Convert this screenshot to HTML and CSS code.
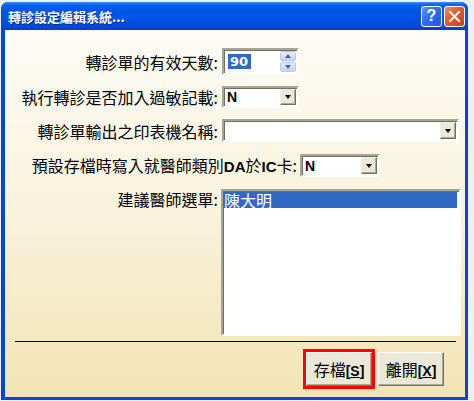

══════════════════════════════

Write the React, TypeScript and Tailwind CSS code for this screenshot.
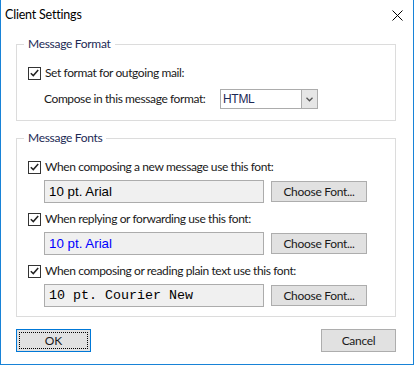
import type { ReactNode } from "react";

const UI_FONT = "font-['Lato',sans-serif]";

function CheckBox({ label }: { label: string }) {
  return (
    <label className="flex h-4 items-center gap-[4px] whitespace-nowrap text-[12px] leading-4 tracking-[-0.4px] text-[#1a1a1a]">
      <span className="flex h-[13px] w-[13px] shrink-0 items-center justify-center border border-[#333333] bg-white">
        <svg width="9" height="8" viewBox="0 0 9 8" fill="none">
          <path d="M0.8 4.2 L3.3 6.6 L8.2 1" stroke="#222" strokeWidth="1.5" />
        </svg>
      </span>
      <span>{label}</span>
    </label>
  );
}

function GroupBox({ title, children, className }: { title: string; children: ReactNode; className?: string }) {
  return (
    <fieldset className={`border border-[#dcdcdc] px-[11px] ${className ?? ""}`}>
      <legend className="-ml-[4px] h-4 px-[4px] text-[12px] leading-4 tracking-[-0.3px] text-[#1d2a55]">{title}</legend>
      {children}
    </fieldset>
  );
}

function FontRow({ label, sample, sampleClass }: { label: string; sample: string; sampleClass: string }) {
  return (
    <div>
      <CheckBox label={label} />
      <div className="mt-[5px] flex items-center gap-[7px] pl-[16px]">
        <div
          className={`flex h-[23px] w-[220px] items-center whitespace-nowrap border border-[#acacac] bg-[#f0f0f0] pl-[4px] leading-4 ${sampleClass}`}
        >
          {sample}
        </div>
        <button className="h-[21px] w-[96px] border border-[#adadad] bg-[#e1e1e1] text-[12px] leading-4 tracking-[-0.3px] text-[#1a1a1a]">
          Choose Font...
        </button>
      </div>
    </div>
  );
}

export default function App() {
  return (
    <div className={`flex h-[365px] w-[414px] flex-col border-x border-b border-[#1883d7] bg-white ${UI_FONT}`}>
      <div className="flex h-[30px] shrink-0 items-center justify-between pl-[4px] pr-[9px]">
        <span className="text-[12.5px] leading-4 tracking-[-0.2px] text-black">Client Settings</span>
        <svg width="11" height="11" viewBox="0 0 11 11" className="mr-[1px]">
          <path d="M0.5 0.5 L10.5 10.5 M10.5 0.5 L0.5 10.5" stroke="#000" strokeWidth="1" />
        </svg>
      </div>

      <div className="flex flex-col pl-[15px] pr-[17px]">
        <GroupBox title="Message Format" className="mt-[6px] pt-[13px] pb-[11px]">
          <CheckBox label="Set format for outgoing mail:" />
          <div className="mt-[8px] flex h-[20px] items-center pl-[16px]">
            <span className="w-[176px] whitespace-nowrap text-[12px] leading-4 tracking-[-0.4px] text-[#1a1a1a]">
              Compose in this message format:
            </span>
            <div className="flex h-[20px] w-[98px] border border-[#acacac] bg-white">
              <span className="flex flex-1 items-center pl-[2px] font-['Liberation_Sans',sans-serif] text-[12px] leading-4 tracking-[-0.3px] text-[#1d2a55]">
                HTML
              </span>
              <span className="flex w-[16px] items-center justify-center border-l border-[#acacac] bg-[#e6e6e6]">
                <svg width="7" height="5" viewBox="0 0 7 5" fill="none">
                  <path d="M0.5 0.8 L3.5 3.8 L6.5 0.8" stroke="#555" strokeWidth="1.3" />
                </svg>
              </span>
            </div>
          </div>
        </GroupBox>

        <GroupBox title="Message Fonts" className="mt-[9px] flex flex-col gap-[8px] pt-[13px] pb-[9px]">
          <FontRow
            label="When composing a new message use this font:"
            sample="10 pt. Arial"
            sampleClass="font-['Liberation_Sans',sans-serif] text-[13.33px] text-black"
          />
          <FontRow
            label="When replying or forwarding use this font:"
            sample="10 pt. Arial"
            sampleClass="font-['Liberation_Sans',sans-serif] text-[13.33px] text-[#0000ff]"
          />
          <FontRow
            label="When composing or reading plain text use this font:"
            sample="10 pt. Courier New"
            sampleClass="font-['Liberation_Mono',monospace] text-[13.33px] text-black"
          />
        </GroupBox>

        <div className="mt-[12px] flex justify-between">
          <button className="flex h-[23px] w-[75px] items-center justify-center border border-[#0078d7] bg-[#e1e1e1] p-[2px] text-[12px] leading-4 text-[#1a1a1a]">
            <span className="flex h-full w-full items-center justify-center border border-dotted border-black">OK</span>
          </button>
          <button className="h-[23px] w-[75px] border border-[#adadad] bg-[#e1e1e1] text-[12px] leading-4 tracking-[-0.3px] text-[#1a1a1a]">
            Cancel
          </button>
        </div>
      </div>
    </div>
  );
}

══════════════════════════════

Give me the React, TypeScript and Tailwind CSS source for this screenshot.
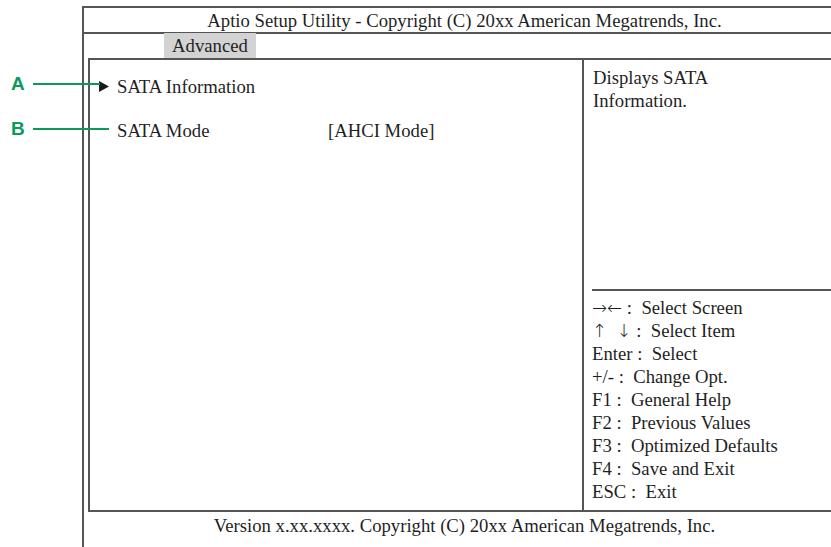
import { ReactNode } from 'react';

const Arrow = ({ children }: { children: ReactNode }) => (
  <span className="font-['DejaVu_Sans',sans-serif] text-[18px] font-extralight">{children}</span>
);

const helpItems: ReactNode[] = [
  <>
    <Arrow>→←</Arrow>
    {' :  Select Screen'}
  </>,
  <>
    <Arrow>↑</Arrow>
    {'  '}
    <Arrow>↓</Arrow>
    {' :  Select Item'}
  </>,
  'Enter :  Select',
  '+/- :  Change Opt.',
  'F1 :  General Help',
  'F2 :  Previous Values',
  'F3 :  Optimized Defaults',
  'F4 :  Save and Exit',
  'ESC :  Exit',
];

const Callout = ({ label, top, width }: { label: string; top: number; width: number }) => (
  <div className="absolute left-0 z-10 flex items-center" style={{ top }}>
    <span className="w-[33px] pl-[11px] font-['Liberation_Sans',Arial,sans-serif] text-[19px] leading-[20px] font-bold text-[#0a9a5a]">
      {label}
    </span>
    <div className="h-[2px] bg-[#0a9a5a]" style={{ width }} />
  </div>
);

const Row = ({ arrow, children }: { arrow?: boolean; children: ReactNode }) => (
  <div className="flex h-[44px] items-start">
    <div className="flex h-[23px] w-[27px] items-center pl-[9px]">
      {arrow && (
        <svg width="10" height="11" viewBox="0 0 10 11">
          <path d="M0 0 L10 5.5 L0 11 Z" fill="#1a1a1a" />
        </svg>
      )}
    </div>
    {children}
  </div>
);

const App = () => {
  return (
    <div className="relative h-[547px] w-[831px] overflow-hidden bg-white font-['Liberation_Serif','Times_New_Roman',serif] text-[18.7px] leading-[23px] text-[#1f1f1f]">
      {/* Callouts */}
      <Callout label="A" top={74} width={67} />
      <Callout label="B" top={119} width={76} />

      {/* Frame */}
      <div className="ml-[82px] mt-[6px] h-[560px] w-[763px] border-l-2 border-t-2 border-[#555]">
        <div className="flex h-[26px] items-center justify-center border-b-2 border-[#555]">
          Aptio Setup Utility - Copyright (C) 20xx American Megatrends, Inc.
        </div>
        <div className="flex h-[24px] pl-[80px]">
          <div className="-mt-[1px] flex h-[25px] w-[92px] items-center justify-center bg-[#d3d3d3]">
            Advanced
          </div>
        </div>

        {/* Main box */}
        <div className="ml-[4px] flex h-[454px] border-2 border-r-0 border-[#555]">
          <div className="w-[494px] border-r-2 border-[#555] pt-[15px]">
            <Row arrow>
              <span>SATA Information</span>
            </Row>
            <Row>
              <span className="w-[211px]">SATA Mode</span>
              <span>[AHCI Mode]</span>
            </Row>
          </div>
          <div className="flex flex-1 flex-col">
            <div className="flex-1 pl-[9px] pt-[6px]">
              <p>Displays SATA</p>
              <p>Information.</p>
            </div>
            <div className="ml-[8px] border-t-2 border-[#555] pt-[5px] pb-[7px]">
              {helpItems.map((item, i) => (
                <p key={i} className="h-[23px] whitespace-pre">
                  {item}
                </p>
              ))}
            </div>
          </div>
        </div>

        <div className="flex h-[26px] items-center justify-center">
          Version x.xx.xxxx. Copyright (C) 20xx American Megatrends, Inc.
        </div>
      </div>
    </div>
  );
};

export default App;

══════════════════════════════

• Written request: From the entries above, collect every line with the string "code" in it.

• Task result:
Convert this screenshot to HTML and CSS code.
Write the React, TypeScript and Tailwind CSS code for this screenshot.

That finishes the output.